En todo este tiempo no he tenido reparos en contar mi caso. Y no por martirizarme, sino justamente por lo contrario: hay que tener fe siempre, y no solamente para las enfermedades, sino para absolutamente todo. Si cada tuit que, machaconamente, cada año pongo por si sirve de ejemplo para dar esperanzas a quien está enfermo estaré muy feliz. Si esta columna la lee alguien afectado o sus familias y ello les da vida, miel sobre hojuelas.

Cáncer, esa maldita palabra, ya no tiene connotaciones tan catastrofistas como hace unos pocos años.

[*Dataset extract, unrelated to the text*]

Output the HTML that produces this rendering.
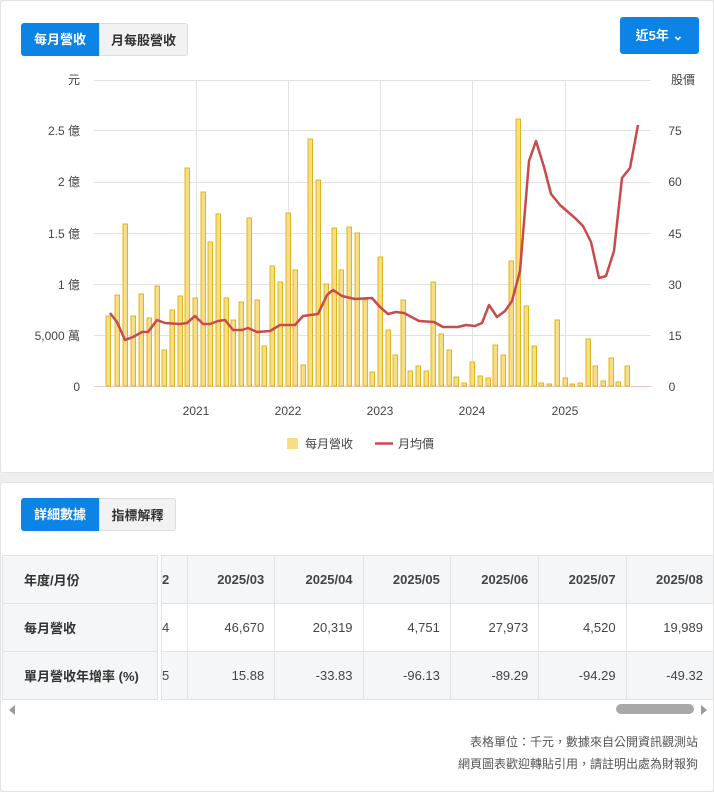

Hoy en día muchos nos recuperamos por los avances médicos y, también, por la profesionalidad de gente que te transmite tranquilidad. «Te vas a morir algún día, pero de esto que tienes, no», me espetó, el día que me diagnosticaron la dolencia, el especialista del servicio de Oncología del hospital San Pedro de Alcántara de Cáceres. Respiré. Sigo respirando, profundo y sano, siete años después.

Se me olvidaba. La oncóloga que me ha visto me ha dicho que de aquello no hay ni rastro. Como cada año. Que sí, que esto se supera, que voy a por la cerveza a la salud del SES... y la mía.